A replica of Hilton Head’s favorite (arguably) attraction of 2017 is making a comeback.
The 13,000-pound buoy appeared on South Forest Beach following Tropical Storm Irma in September and Hilton Head quickly fell in love.
But despite local rallies calling for the buoy to stay, it was removed by a local contractor hired by the U.S. Coast Guard in October.
On Friday, the buoy will return — or at least a replica of the buoy will.
SERG Restaurant Group recently commissioned a Florida company to the construct the replica of Buoy 8.
The 700-pound replica was created to scale, Brittany Shane, SERG spokesperson, said Thursday.
“We saw the overwhelming response from our employees,” Shane said. “We saw how everyone responded to it being there — people wanted that to stay. We are trying to bring that iconic symbol back.”
“Buoy 8” was arguably the most talked about photo-op spot in Hilton Head last year. Thousands of locals and tourists flocked to the buoy between September and October for photos and jungle gym play. It was even the the backdrop for a wedding.
For weeks in October, the U.S. Coast Guard promised to remove the buoy, but they ran into several technical issues. One time, a contractor loaded the buoy onto a flat-bed truck before taking it off again and putting it back on the beach because it was too big.
But on Oct. 18, a local contractor finally did the job and transported the Buoy to the U.S. Coast Guard station in Charleston. Before Irma’s powerful waves pushed the giant buoy to shore, it was stationed at the mouth of the Port Royal Sound, according to the Coast Guard’s tracking.
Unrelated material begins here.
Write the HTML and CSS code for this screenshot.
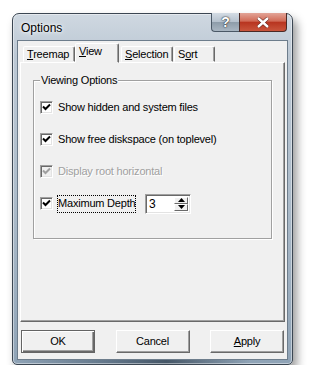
FILE: index.html
```html
<!DOCTYPE html>
<html lang="en">
<head>
  <meta charset="UTF-8" />
  <title>Options</title>
  <link rel="stylesheet" href="styles.css">
</head>
<body>
  <div class="window">
    <div class="titlebar">
      <span class="title">Options</span>
      <div class="caption-btns">
        <div class="cap-help">?</div>
        <div class="cap-close">
          <svg width="14" height="11" viewBox="0 0 14 11">
            <path d="M2 1 L12 10 M12 1 L2 10" stroke="#5a1a12" stroke-width="3.6" fill="none"/>
            <path d="M2 1 L12 10 M12 1 L2 10" stroke="#fff" stroke-width="2.4" fill="none"/>
          </svg>
        </div>
      </div>
    </div>

    <div class="client">
      <div class="tabs">
        <div class="tab tab-treemap"><u>T</u>reemap</div>
        <div class="tab tab-view active"><u>V</u>iew</div>
        <div class="tab tab-selection"><u>S</u>election</div>
        <div class="tab tab-sort">S<u>o</u>rt</div>
      </div>

      <div class="panel">
        <div class="group">
          <span class="legend">Viewing Options</span>
          <div class="rows">
            <div class="row">
              <span class="check"><svg width="9" height="9" viewBox="0 0 9 9"><path d="M1 3.5 L3.5 6 L8 1.5" stroke="#000" stroke-width="2" fill="none"/></svg></span>
              <span class="label">Show hidden and system files</span>
            </div>
            <div class="row">
              <span class="check"><svg width="9" height="9" viewBox="0 0 9 9"><path d="M1 3.5 L3.5 6 L8 1.5" stroke="#000" stroke-width="2" fill="none"/></svg></span>
              <span class="label">Show free diskspace (on toplevel)</span>
            </div>
            <div class="row disabled">
              <span class="check"><svg width="9" height="9" viewBox="0 0 9 9"><path d="M1 3.5 L3.5 6 L8 1.5" stroke="#a0a0a0" stroke-width="2" fill="none"/></svg></span>
              <span class="label">Display root horizontal</span>
            </div>
            <div class="row">
              <span class="check"><svg width="9" height="9" viewBox="0 0 9 9"><path d="M1 3.5 L3.5 6 L8 1.5" stroke="#000" stroke-width="2" fill="none"/></svg></span>
              <span class="label focus">Maximum Depth</span>
              <div class="spin">
                <span class="spin-value">3</span>
                <div class="spin-btns">
                  <div class="spin-up"><svg width="7" height="4" viewBox="0 0 7 4"><path d="M0 4 L3.5 0 L7 4 Z" fill="#000"/></svg></div>
                  <div class="spin-down"><svg width="7" height="4" viewBox="0 0 7 4"><path d="M0 0 L7 0 L3.5 4 Z" fill="#000"/></svg></div>
                </div>
              </div>
            </div>
          </div>
        </div>
      </div>

      <div class="buttons">
        <div class="btn default">OK</div>
        <div class="btn">Cancel</div>
        <div class="btn"><u>A</u>pply</div>
      </div>
    </div>
  </div>
</body>
</html>
```

FILE: styles.css
```css
body {
  margin: 0;
  padding: 0;
  background: #fff;
  font-family: "Liberation Sans", Arial, sans-serif;
  font-size: 11px;
  letter-spacing: -0.2px;
  color: #000;
}
.window {
  margin: 13px 0 0 12px;
  width: 281px;
  height: 352px;
  box-sizing: border-box;
  border: 1px solid #3b4652;
  border-radius: 7px 7px 5px 5px;
  padding: 0 5px 5px 5px;
  background:
    linear-gradient(90deg, rgba(120,145,170,0.0) 0%, rgba(40,60,80,0.45) 35%, rgba(20,35,50,0.6) 55%, rgba(120,145,170,0.0) 85%) bottom / 100% 5px no-repeat,
    linear-gradient(180deg, #cfd8e1 0%, #bcc8d4 12%, #aebdcb 50%, #8fa3b6 100%);
  box-shadow: 4px 6px 10px rgba(0,0,0,0.4), inset 0 0 0 1px rgba(255,255,255,0.45);
}
.titlebar {
  display: flex;
  height: 27px;
}
.title {
  align-self: center;
  margin: 0 0 0 3px;
  font-size: 12px;
  letter-spacing: 0;
  color: #000;
  text-shadow: 0 0 6px #fff, 0 0 3px #fff;
}
.caption-btns {
  display: flex;
  margin-left: auto;
  align-self: flex-start;
  margin-top: -1px;
}
.cap-help {
  width: 28px;
  height: 19px;
  box-sizing: border-box;
  border: 1px solid #4a5866;
  border-top: none;
  border-right: none;
  border-radius: 0 0 0 4px;
  background: linear-gradient(180deg, #d4dce4 0%, #b6c2ce 48%, #8e9daa 52%, #a9b6c2 100%);
  color: #fff;
  font-weight: bold;
  font-size: 14px;
  line-height: 18px;
  text-align: center;
  text-shadow: 0 0 2px #333, 0 0 1px #000;
}
.cap-close {
  width: 48px;
  height: 19px;
  box-sizing: border-box;
  border: 1px solid #4a2a26;
  border-top: none;
  border-radius: 0 0 4px 0;
  background: linear-gradient(180deg, #e2a497 0%, #d16a56 45%, #b83520 52%, #c9553c 100%);
  display: flex;
  align-items: center;
  justify-content: center;
}
.client {
  height: 318px;
  background: #f0f0f0;
  padding: 0 2px;
  box-shadow: 0 0 0 1px #6d7d8c;
}
.tabs {
  display: flex;
  align-items: flex-end;
  height: 21px;
  padding-left: 3px;
  position: relative;
  z-index: 1;
}
.tab {
  height: 16px;
  box-sizing: border-box;
  border: 1px solid;
  border-color: #fff #696969 transparent #fff;
  box-shadow: inset -1px 0 #a0a0a0;
  border-radius: 2px 2px 0 0;
  padding: 1px 0 0 3px;
  line-height: 13px;
  background: #f0f0f0;
  white-space: nowrap;
}
.tab-treemap { width: 52px; }
.tab-view { width: 44px; }
.tab-selection { width: 52px; margin-left: 2px; }
.tab-sort { width: 41px; margin-left: 1px; }
.tab.active {
  height: 20px;
  margin-bottom: -1px;
  padding-top: 1px;
}
.panel {
  height: 260px;
  box-sizing: border-box;
  border: 1px solid;
  border-color: #fff #696969 #696969 #fff;
  box-shadow: inset -1px -1px #a0a0a0;
  padding: 17px 12px 0 12px;
}
.group {
  height: 159px;
  box-sizing: border-box;
  border: 1px solid #a0a0a0;
  box-shadow: inset 1px 1px #fff, 1px 1px #fff;
  padding: 0 6px;
}
.legend {
  display: block;
  width: fit-content;
  margin: -7px 0 0 0;
  padding: 0 1px;
  line-height: 13px;
  background: #f0f0f0;
}
.rows {
  display: flex;
  flex-direction: column;
  gap: 19px;
  margin-top: 14px;
}
.row {
  display: flex;
  align-items: center;
  height: 13px;
}
.check {
  width: 13px;
  height: 13px;
  box-sizing: border-box;
  border: 1px solid;
  border-color: #a0a0a0 #fff #fff #a0a0a0;
  box-shadow: inset 1px 1px #696969, inset -1px -1px #e3e3e3;
  background: #fff;
  display: flex;
  align-items: center;
  justify-content: center;
  flex: none;
}
.label {
  margin-left: 5px;
  white-space: nowrap;
  line-height: 13px;
}
.disabled .label {
  color: #a0a0a0;
  text-shadow: 1px 1px #fff;
}
.disabled .check {
  background: #f0f0f0;
}
.focus {
  margin-left: 4px;
  padding: 1px 0 2px 0;
  width: 77px;
  border: 1px dotted #000;
}
.spin {
  display: flex;
  margin-left: 9px;
  width: 46px;
  height: 20px;
  box-sizing: border-box;
  border: 1px solid;
  border-color: #a0a0a0 #fff #fff #a0a0a0;
  box-shadow: inset 1px 1px #696969, inset -1px -1px #e3e3e3;
  background: #fff;
  padding: 2px;
}
.spin-value {
  flex: 1;
  padding-left: 1px;
  line-height: 14px;
  font-size: 12px;
}
.spin-btns {
  display: flex;
  flex-direction: column;
  width: 14px;
}
.spin-up, .spin-down {
  flex: 1;
  background: #f0f0f0;
  border: 1px solid;
  border-color: #fff #696969 #696969 #fff;
  display: flex;
  align-items: center;
  justify-content: center;
}
.buttons {
  display: flex;
  justify-content: space-between;
  margin-top: 8px;
  padding: 0 1px;
}
.btn {
  width: 74px;
  height: 23px;
  box-sizing: border-box;
  border: 1px solid;
  border-color: #fff #696969 #696969 #fff;
  box-shadow: inset -1px -1px #a0a0a0;
  text-align: center;
  line-height: 20px;
}
.btn.default {
  border-color: #646464;
  box-shadow: inset 1px 1px #fff, inset -1px -1px #696969, inset -2px -2px #a0a0a0;
}
```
SERG Restaurant Group is calling for a proper celebration for the landmark’s return.
A sort-of parade of the buoy will launch from the Black Marlin restaurant at 3 p.m. Friday. Before it lands, a truck will drive the buoy around the island providing an opportunity for islanders and visitors to take pictures.
The buoy’s final and permanent resting place will be between Skull Creek Boathouse and Skull Creek Dockside. Just like the original buoy, the replica will not be roped off at any time and will remain open to the public for pictures.
“This became a symbol of coming together after the storm,” Shane said. “It is a cool thing and we wanted to have that piece of history.”